Kim Jong-un did this despite our pre-2016 sham sanctions, despite Obama’s 2012 freeze deal (that it reneged on), despite Bush 2007 denuke deal (that it reneged on) and despite Clinton’s 1994 denuke deal (that it reneged on). He didn’t whip up a missile in a month because Trump said mean things to him. He didn’t call Barack Obama a “wicked black monkey” because Obama said mean things to him, and despite the softest of soft-line policies (if it can be said that Obama had a North Korea policy at all, though Pyongyang still raged about how “hostile” it was). He certainly isn’t threatening South Korea because Moon Jae-in is saying mean things to him.

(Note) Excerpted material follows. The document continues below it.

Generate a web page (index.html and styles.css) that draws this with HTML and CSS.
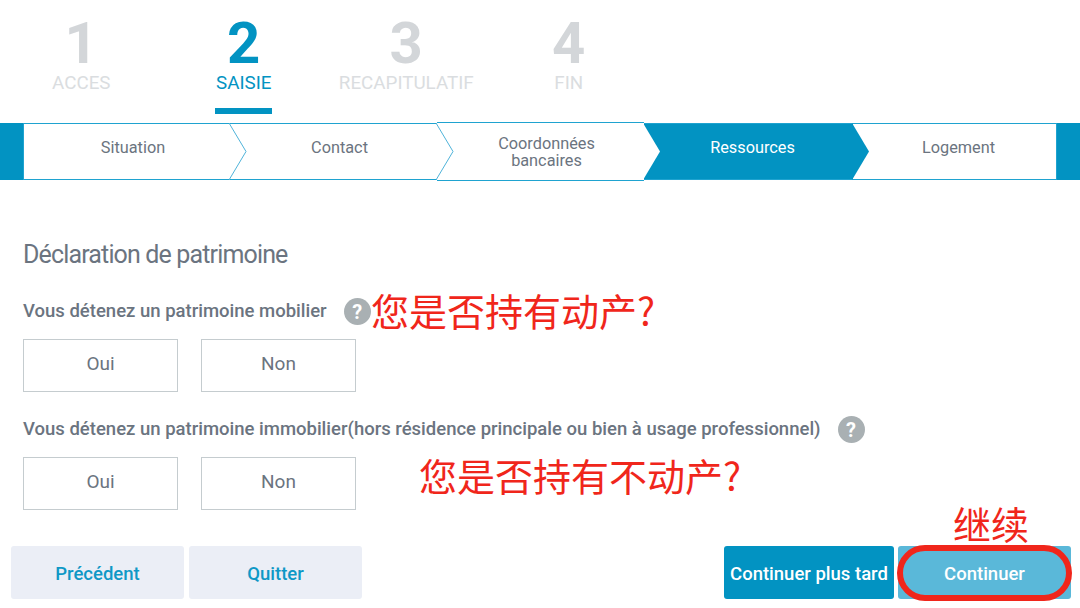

I’m no defender of Trump’s bellicose tweets, but some of those who blame him for the failures of a quarter-century create the impression of putting tribe over country, regardless of any objective and fair assignment of responsibilities, faults, and historical lessons. Not only are these people persuading me to defend a president I disagree with on numerous matters of style and substance, they’re giving me new reasons to see that on this particular issue, his administration has shown better judgment than the lot of them. The most obvious exception is his Twitter habits, where I’ll give South Park the last word (21 seasons in, they’ve still got it).

3 Responses

  1. As smart and careful as the North Koreans are, there has to be a time when their brinksmanship goes too far.

  2. Not really. They’ve gone since 1953 without going too far and I doubt that there even is a too far with the present South Korean government.

  3. Going to far also assumes they actually care about repercussions. A regime that collapses a mountain because of the number of nuclear tests it conducted, is probably not considered a ‘careful’ regime. Little rocket man has his escape plan and overseas money, I don’t think he gives a rat’s ass about being careful.